Even if you are an autodidact and learn a language independently, tackling different types of texts, articles and books can make a significant difference in the speed and quality of your learning. You can learn much more quickly and effectively than on grammar textbooks and word lists, concepts like vocabulary, the structure of sentences, the use of synonyms and words with slightly different meanings depending on the context, and so on. 

What many people do – and maybe you are one of them – is get an enjoyable book in the foreign language of their choice. Starting, for example, with a novel that you’ve already read in your mother tongue; you might exploit the fact that you already know the plot to make it easier.

But it doesn’t always prove that simple, right? 

Maybe you don’t expect it to be easy: in the end it is a learning exercise. On the other side, after a few reading sessions you might realise that the process sucked all the fun out of the book you enjoyed so much the first time.

What are you missing? There must be a reason why so many people recommend reading novels, newspaper and magazine articles. For sure it is supposed to be funnier than reading the made up dialogues from a language book, isn’t it?

There is a way to keep it light and enjoyable. The first thing you have to do is avoid using the same kind of mindset that you use when reading in your mother tongue.

It might sound easy. You do know that you are reading in another language. Yes, on a conscious level, you do. But on an unconscious level most people don’t act like it. In short, most people expect to understand every word they are reading

Why is that wrong if learning a language is your primary goal? Because it might be exactly the approach that leads you to get frustrated and give up learning the language. 

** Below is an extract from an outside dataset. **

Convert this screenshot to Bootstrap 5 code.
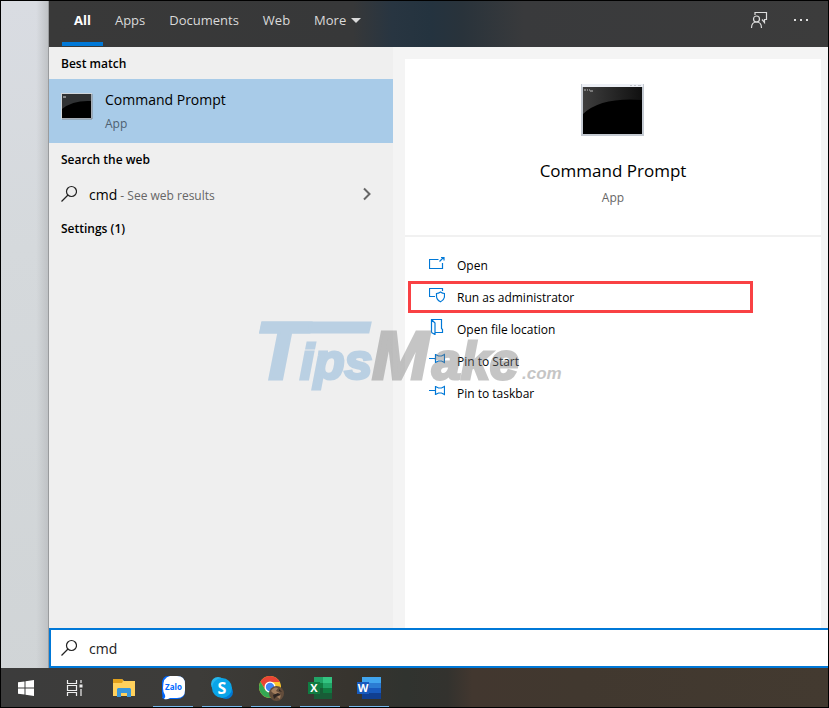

This doesn’t mean that you shouldn’t learn all the vocabulary you find in a text. It means that there is a right time to do that, and it’s not always while reading the text. 

It might sound confusing, so think about it in this way: you can divide the words you don’t know into two categories, necessary words and ancillary words. The first ones you need to learn immediately, the second ones not. 

Watch the video to learn more about the approach to reading a book in another language, about the mistakes you might be making when trying to read one and about ancillary words. Let us know your strategies and difficulties in the comments.

Enjoy the video, and don’t forget to subscribe to our YouTube channel to receive more tips on how to excel at work, exams, and languages!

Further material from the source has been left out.